## [THE PROBLEM]
Quote the listing below in full and exactly as written, but omit every picture.

## [MATERIAL PROVIDED]
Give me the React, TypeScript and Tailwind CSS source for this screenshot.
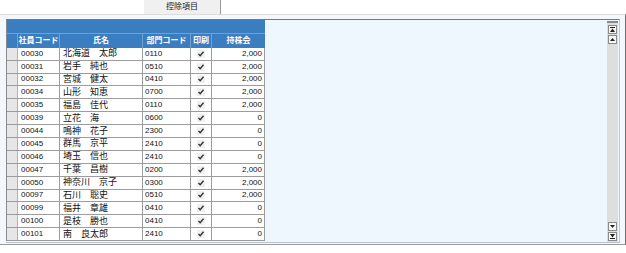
import React from "react";

const rows: [string, string, string, string][] = [
  ["00030", "北海道　太郎", "0110", "2,000"],
  ["00031", "岩手　純也", "0510", "2,000"],
  ["00032", "宮城　健太", "0410", "2,000"],
  ["00034", "山形　知恵", "0700", "2,000"],
  ["00035", "福島　佳代", "0110", "2,000"],
  ["00039", "立花　海", "0600", "0"],
  ["00044", "鳴神　花子", "2300", "0"],
  ["00045", "群馬　京平", "2410", "0"],
  ["00046", "埼玉　信也", "2410", "0"],
  ["00047", "千葉　昌樹", "0200", "2,000"],
  ["00050", "神奈川　京子", "0300", "2,000"],
  ["00097", "石川　聡史", "0510", "2,000"],
  ["00099", "福井　章雄", "0410", "0"],
  ["00100", "是枝　勝也", "0410", "0"],
  ["00101", "南　良太郎", "2410", "0"],
];

const font = { fontFamily: '"Liberation Sans", "Noto Sans CJK JP", sans-serif' };

function Check() {
  return (
    <svg width="8" height="8" viewBox="0 0 8 8">
      <rect x="0" y="0" width="8" height="8" fill="#f0f0f0" />
      <path d="M1.5 4 L3.2 5.8 L6.5 1.8" stroke="#333" strokeWidth="1.4" fill="none" />
    </svg>
  );
}

function ScrollBtn({ kind }: { kind: "top" | "up" | "down" | "bottom" }) {
  return (
    <div className="h-[9px] w-[9px] border border-[#8a8a8a] bg-[#f7f7f7] flex items-center justify-center">
      <svg width="5" height="5" viewBox="0 0 5 5">
        {kind === "top" && (
          <>
            <rect x="0" y="0" width="5" height="1" fill="#222" />
            <path d="M0 5 L2.5 1.5 L5 5 Z" fill="#222" />
          </>
        )}
        {kind === "up" && <path d="M0 4 L2.5 1 L5 4 Z" fill="#222" />}
        {kind === "down" && <path d="M0 1 L2.5 4 L5 1 Z" fill="#222" />}
        {kind === "bottom" && (
          <>
            <path d="M0 0 L2.5 3.5 L5 0 Z" fill="#222" />
            <rect x="0" y="4" width="5" height="1" fill="#222" />
          </>
        )}
      </svg>
    </div>
  );
}

export default function App() {
  return (
    <div className="w-[626px] h-[253px] bg-white overflow-hidden" style={font}>
      {/* tab strip */}
      <div className="h-[14px] flex">
        <div className="ml-[144px] w-[77px] h-[14px] bg-[#f0f0f0] border-r border-[#9a9a9a] flex items-center justify-center text-[8px] leading-none text-[#222]">
          控除項目
        </div>
      </div>
      {/* outer panel */}
      <div className="h-[231px] border-t border-[#dcdcdc] border-r border-r-[#6e6e6e] border-b border-b-[#9a9a9a] bg-[#f4f7fb] pt-[4px] pl-[6px] pr-[3px] pb-[1px]">
        <div className="h-[224px] w-[614px] bg-[#eef6fe] border-t border-[#7a7a7a] border-r border-r-[#c8c8c8] border-b border-b-[#b8c4d0] flex justify-between">
          {/* grid */}
          <div className="w-[259px] h-[221px] border-l border-[#8a8a8a] bg-[#f2f2f2] flex flex-col">
            <div className="h-[14px] bg-[#3b7dc1] border-b border-[#6fa3d6]" />
            <div className="h-[14px] bg-[#3b7dc1] flex text-white font-bold text-[8px] leading-none whitespace-nowrap">
              <div className="w-[11px] border-r border-[#6fa3d6]" />
              <div className="w-[42px] border-r border-[#6fa3d6] flex items-center justify-center">社員コード</div>
              <div className="w-[83px] border-r border-[#6fa3d6] flex items-center justify-center">氏名</div>
              <div className="w-[48px] border-r border-[#6fa3d6] flex items-center justify-center">部門コード</div>
              <div className="w-[21px] border-r border-[#6fa3d6] flex items-center justify-center">印刷</div>
              <div className="w-[53px] flex items-center justify-center">持株会</div>
            </div>
            {rows.map((r) => (
              <div key={r[0]} className="h-[13px] flex text-[#111] leading-none border-b border-[#9c9c9c] whitespace-nowrap">
                <div className="w-[11px] bg-[#e6e6e6] border-r border-[#b0b0b0]" />
                <div className="w-[42px] bg-white border-r border-[#9c9c9c] flex items-center pl-[3px] text-[8px]">{r[0]}</div>
                <div className="w-[83px] bg-white border-r border-[#9c9c9c] flex items-center pl-[3px] text-[9px]">{r[1]}</div>
                <div className="w-[48px] bg-white border-r border-[#9c9c9c] flex items-center pl-[2px] text-[8px]">{r[2]}</div>
                <div className="w-[21px] bg-white border-r border-[#9c9c9c] flex items-center justify-center"><Check /></div>
                <div className="w-[53px] bg-white border-r border-[#9c9c9c] flex items-center justify-end pr-[2px] text-[8px]">{r[3]}</div>
              </div>
            ))}
          </div>
          {/* scrollbar */}
          <div className="w-[11px] h-[221px] mr-[1px] mt-[1px] border-t-2 border-double border-[#8a8a8a] bg-[#dedede] flex flex-col items-center pt-[2px] pb-[1px]">
            <ScrollBtn kind="top" />
            <div className="h-[1px]" />
            <ScrollBtn kind="up" />
            <div className="flex-1" />
            <ScrollBtn kind="down" />
            <div className="h-[1px]" />
            <ScrollBtn kind="bottom" />
          </div>
        </div>
      </div>
    </div>
  );
}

## [TASK RESPONSE]
Give me the React, TypeScript and Tailwind CSS source for this screenshot.
import React from "react";

const rows: [string, string, string, string][] = [
  ["00030", "北海道　太郎", "0110", "2,000"],
  ["00031", "岩手　純也", "0510", "2,000"],
  ["00032", "宮城　健太", "0410", "2,000"],
  ["00034", "山形　知恵", "0700", "2,000"],
  ["00035", "福島　佳代", "0110", "2,000"],
  ["00039", "立花　海", "0600", "0"],
  ["00044", "鳴神　花子", "2300", "0"],
  ["00045", "群馬　京平", "2410", "0"],
  ["00046", "埼玉　信也", "2410", "0"],
  ["00047", "千葉　昌樹", "0200", "2,000"],
  ["00050", "神奈川　京子", "0300", "2,000"],
  ["00097", "石川　聡史", "0510", "2,000"],
  ["00099", "福井　章雄", "0410", "0"],
  ["00100", "是枝　勝也", "0410", "0"],
  ["00101", "南　良太郎", "2410", "0"],
];

const font = { fontFamily: '"Liberation Sans", "Noto Sans CJK JP", sans-serif' };

function Check() {
  return (
    <svg width="8" height="8" viewBox="0 0 8 8">
      <rect x="0" y="0" width="8" height="8" fill="#f0f0f0" />
      <path d="M1.5 4 L3.2 5.8 L6.5 1.8" stroke="#333" strokeWidth="1.4" fill="none" />
    </svg>
  );
}

function ScrollBtn({ kind }: { kind: "top" | "up" | "down" | "bottom" }) {
  return (
    <div className="h-[9px] w-[9px] border border-[#8a8a8a] bg-[#f7f7f7] flex items-center justify-center">
      <svg width="5" height="5" viewBox="0 0 5 5">
        {kind === "top" && (
          <>
            <rect x="0" y="0" width="5" height="1" fill="#222" />
            <path d="M0 5 L2.5 1.5 L5 5 Z" fill="#222" />
          </>
        )}
        {kind === "up" && <path d="M0 4 L2.5 1 L5 4 Z" fill="#222" />}
        {kind === "down" && <path d="M0 1 L2.5 4 L5 1 Z" fill="#222" />}
        {kind === "bottom" && (
          <>
            <path d="M0 0 L2.5 3.5 L5 0 Z" fill="#222" />
            <rect x="0" y="4" width="5" height="1" fill="#222" />
          </>
        )}
      </svg>
    </div>
  );
}

export default function App() {
  return (
    <div className="w-[626px] h-[253px] bg-white overflow-hidden" style={font}>
      {/* tab strip */}
      <div className="h-[14px] flex">
        <div className="ml-[144px] w-[77px] h-[14px] bg-[#f0f0f0] border-r border-[#9a9a9a] flex items-center justify-center text-[8px] leading-none text-[#222]">
          控除項目
        </div>
      </div>
      {/* outer panel */}
      <div className="h-[231px] border-t border-[#dcdcdc] border-r border-r-[#6e6e6e] border-b border-b-[#9a9a9a] bg-[#f4f7fb] pt-[4px] pl-[6px] pr-[3px] pb-[1px]">
        <div className="h-[224px] w-[614px] bg-[#eef6fe] border-t border-[#7a7a7a] border-r border-r-[#c8c8c8] border-b border-b-[#b8c4d0] flex justify-between">
          {/* grid */}
          <div className="w-[259px] h-[221px] border-l border-[#8a8a8a] bg-[#f2f2f2] flex flex-col">
            <div className="h-[14px] bg-[#3b7dc1] border-b border-[#6fa3d6]" />
            <div className="h-[14px] bg-[#3b7dc1] flex text-white font-bold text-[8px] leading-none whitespace-nowrap">
              <div className="w-[11px] border-r border-[#6fa3d6]" />
              <div className="w-[42px] border-r border-[#6fa3d6] flex items-center justify-center">社員コード</div>
              <div className="w-[83px] border-r border-[#6fa3d6] flex items-center justify-center">氏名</div>
              <div className="w-[48px] border-r border-[#6fa3d6] flex items-center justify-center">部門コード</div>
              <div className="w-[21px] border-r border-[#6fa3d6] flex items-center justify-center">印刷</div>
              <div className="w-[53px] flex items-center justify-center">持株会</div>
            </div>
            {rows.map((r) => (
              <div key={r[0]} className="h-[13px] flex text-[#111] leading-none border-b border-[#9c9c9c] whitespace-nowrap">
                <div className="w-[11px] bg-[#e6e6e6] border-r border-[#b0b0b0]" />
                <div className="w-[42px] bg-white border-r border-[#9c9c9c] flex items-center pl-[3px] text-[8px]">{r[0]}</div>
                <div className="w-[83px] bg-white border-r border-[#9c9c9c] flex items-center pl-[3px] text-[9px]">{r[1]}</div>
                <div className="w-[48px] bg-white border-r border-[#9c9c9c] flex items-center pl-[2px] text-[8px]">{r[2]}</div>
                <div className="w-[21px] bg-white border-r border-[#9c9c9c] flex items-center justify-center"><Check /></div>
                <div className="w-[53px] bg-white border-r border-[#9c9c9c] flex items-center justify-end pr-[2px] text-[8px]">{r[3]}</div>
              </div>
            ))}
          </div>
          {/* scrollbar */}
          <div className="w-[11px] h-[221px] mr-[1px] mt-[1px] border-t-2 border-double border-[#8a8a8a] bg-[#dedede] flex flex-col items-center pt-[2px] pb-[1px]">
            <ScrollBtn kind="top" />
            <div className="h-[1px]" />
            <ScrollBtn kind="up" />
            <div className="flex-1" />
            <ScrollBtn kind="down" />
            <div className="h-[1px]" />
            <ScrollBtn kind="bottom" />
          </div>
        </div>
      </div>
    </div>
  );
}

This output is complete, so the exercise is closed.